If we’re talking in terms of data networking, and it’s a VPN, and that integrity hash fails, then we’re going to discard the package. We won’t read it; we don’t want to have anything to do with it, because it is not what we expected it to be. That’s integrity. Providing data integrity just means that we have a way to verify that the data has not been modified.

Availability

Availability, putting it simply, if our systems are not available, then the business will not work. It’s that simple. Availability has to do with making sure that the devices that we have are available in the network. That means that we have to maintain our hardware, and we also need to have a plan for failover to some degree for high availability to provide redundancy.

There’s a lot that goes along with availability. It’s essential to do things like upgrades and making sure that we follow a vendor’s upgrade path to make sure that we are using a stable software, something that doesn’t have any threats associated with it.

For example, Cisco is excellent about putting out information on current threats, letting us know that there is a problem with a particular software version. So, making sure that we follow our system upgrades as needed.

Making sure that we have the amount of bandwidth that we need in a network also lends itself to availability. Even necessary to make sure that we are preventing bottlenecks. If we get too much data and we start having traffic drop, and the network is no longer available, then that becomes a problem as well.

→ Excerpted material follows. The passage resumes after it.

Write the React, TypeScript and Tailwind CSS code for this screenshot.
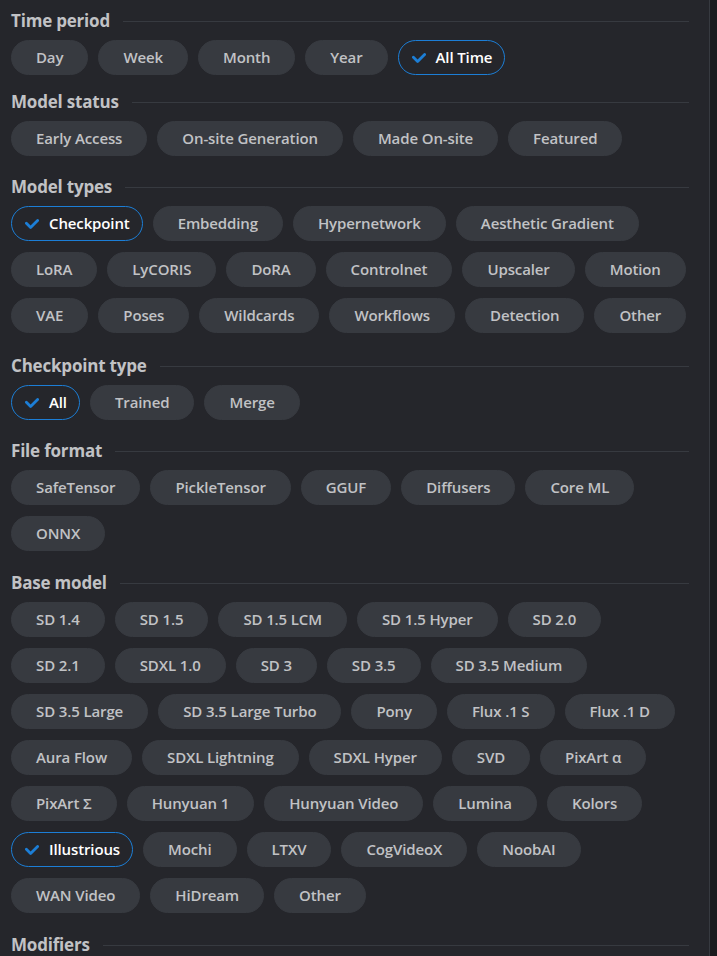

To put it simply, availability means that we make sure that the network is available, otherwise we are unable to conduct business. Later on when we start talking about some of the threats on a network, some of these threats will target the availability of a network. An example of that would be a denial of service attack. A denial of service attack would be trying to prevent the network, or devices on our network from providing the necessary services.